Il était déconseillé de lire immédiatement après les repas, et il ne fallait lire que debout, pour ne pas troubler la digestion. On recommandait aussi aux lecteurs solitaires l'air pur, de fréquentes promenades, et de se laver souvent le visage. Mais surtout, on craignait que l'excès de lecture ne rende inapte au comportement social, ne se substitue au contact humain direct et ne débouche sur une société d'inadaptés. Les parallèles historiques ne sont jamais totalement exacts, mais l'anecdote concernant les bibliothèques universitaires de recherche et celle du lecteur solitaire ont toutes deux un rapport évident avec les techniques modernes d'information, surtout avec le fait que l'Internet donne un accès illimité à un nouvel univers d'information que les utilisateurs ne savent pas encore gérer convenablement.

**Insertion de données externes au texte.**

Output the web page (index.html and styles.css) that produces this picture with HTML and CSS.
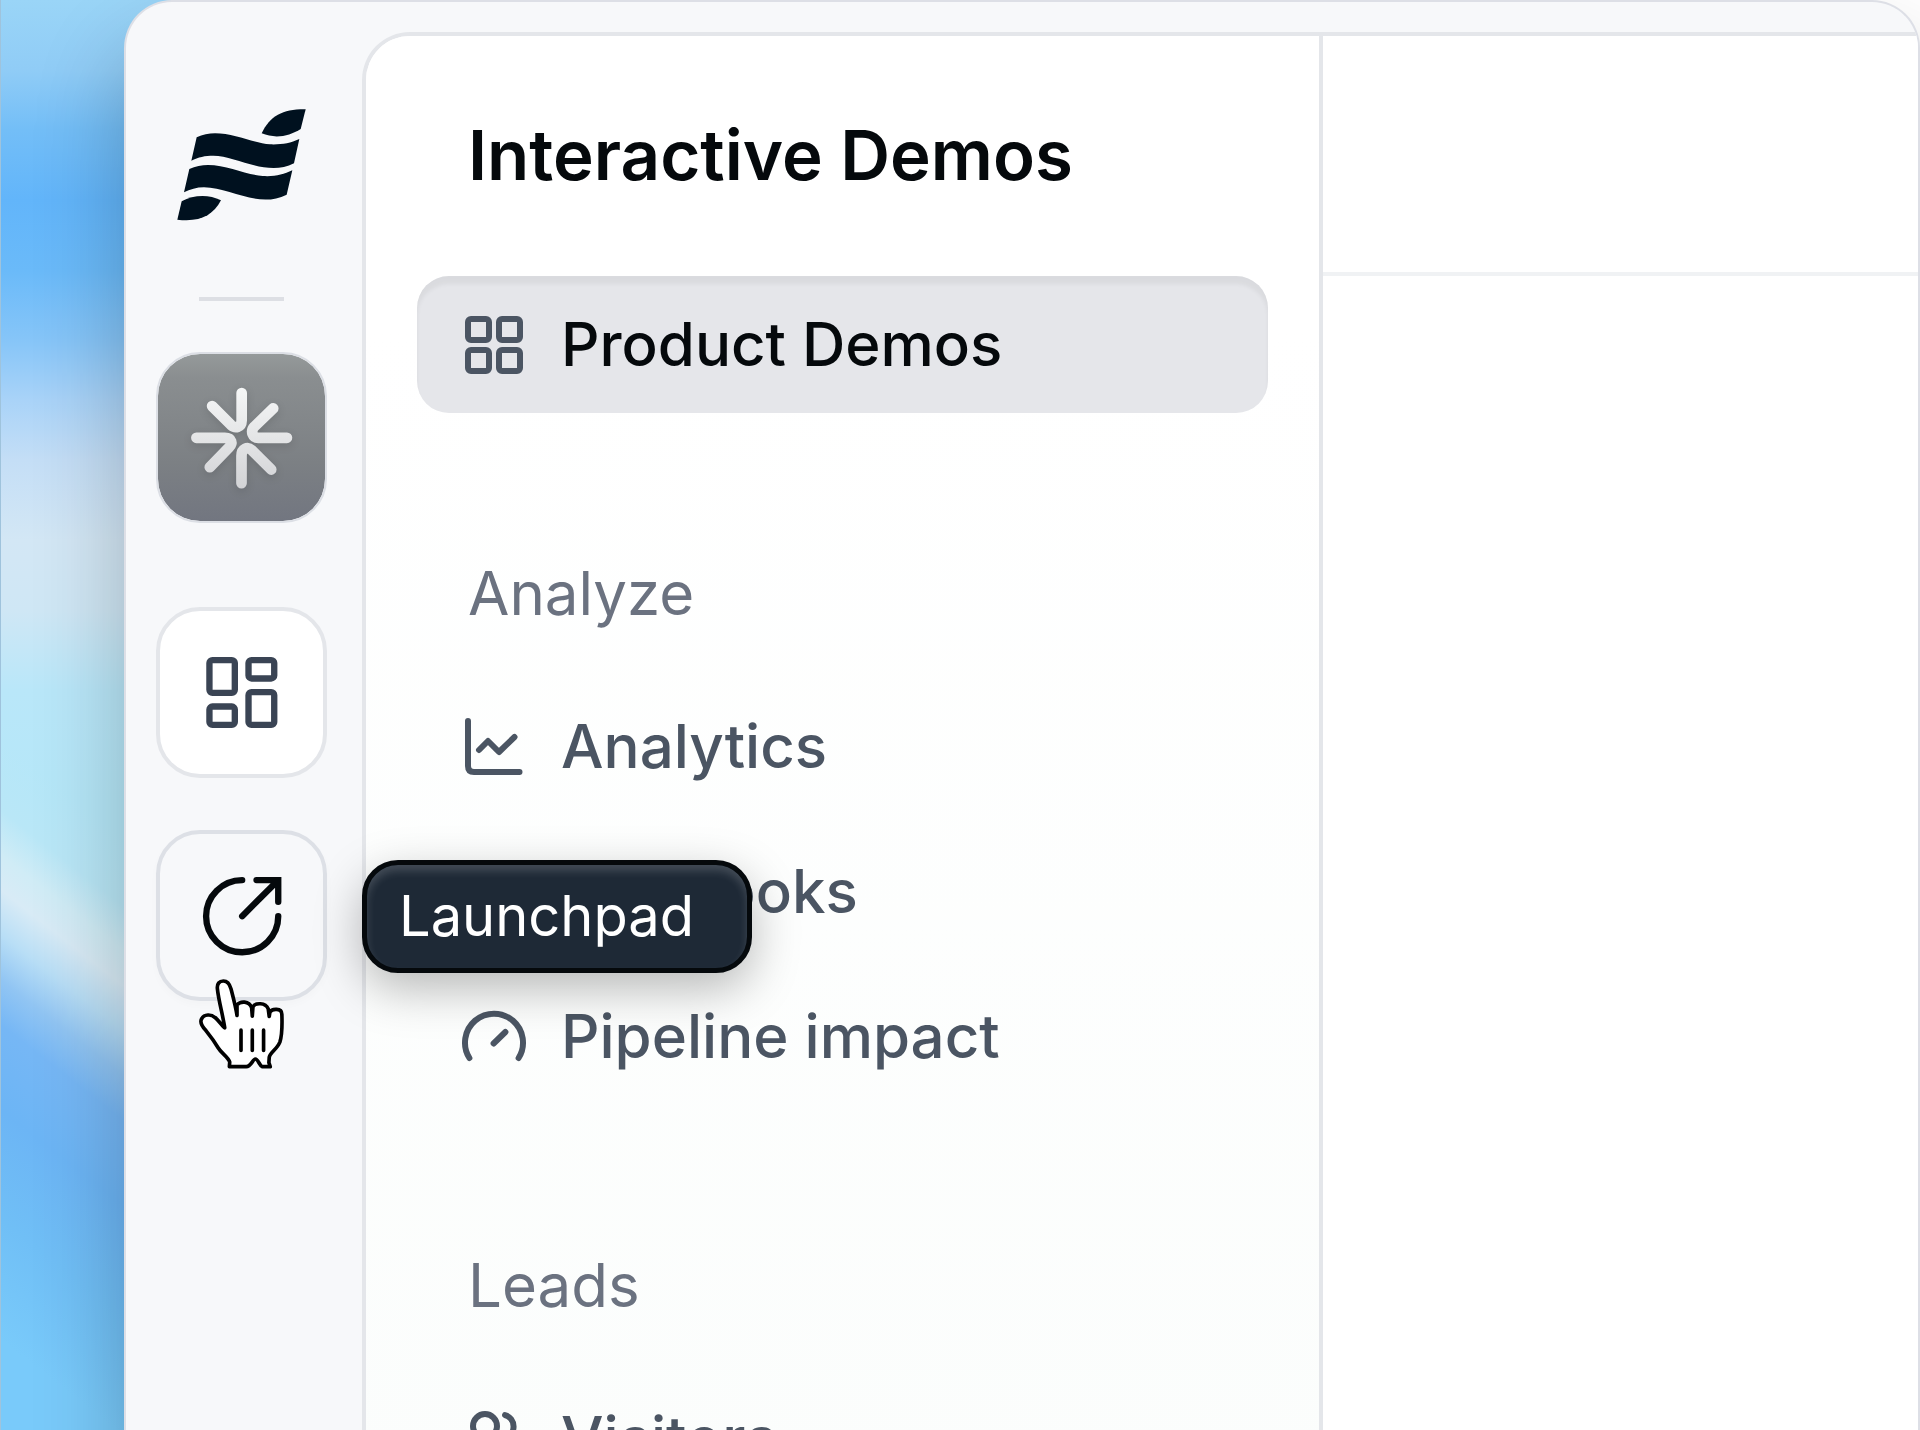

Il y a aussi le grave problème de la qualité très inégale des informations offertes. Comme faire le tri ? Comme tirer le maximum du temps et de l'énergie investis dans la recherche ? Récemment, une autre préoccupation a fait surface : le problème de la dépendance à l'égard de l'ordinateur. D'après un article du Washington Post, au « Massachusetts Institute of Technology » (MIT), les étudiants incapables de s'arracher à l'Internet, cloués devant leur ordinateur pendant des jours, peuvent demander à l'université de simplement leur en interdire l'accès à chaque fois qu'ils essaient d'entrer dans le système. À Columbia, le Centre de recherche sur l'accès à l'information note qu'un nombre croissant d'étudiants « sont littéralement à la dérive dans l'univers de l'Internet, ... aux dépens de tout le reste ». Plusieurs étudiants ont déjà échoué dans leurs études du simple fait de leur accoutumance à l'ordinateur.
Étant donné cette situation, il n'est donc pas étonnant que quantité de gens posent aujourd'hui ces questions que l'on posait aux premiers temps des bibliothèques de recherche et expriment les mêmes craintes.
En fait, il n'est pas si facile de naviguer dans l'Internet. Quantité d'informations que l'on y trouve sont purement triviales ; l'ordinateur présente des dangers, du moins pour la santé de certains et il peut également empêcher certains de se livrer à ce que d'autres considéreraient comme une occupation sérieuse. On peut apaiser certaines de ces craintes en rappelant l'histoire de nos bibliothèques de recherche et de leur évolution. À d'autres préoccupations, telle la crainte que l'Internet ne se révèle pas plus utile sur le plan éducatif que la radio ou la télévision, il faut répondre différemment.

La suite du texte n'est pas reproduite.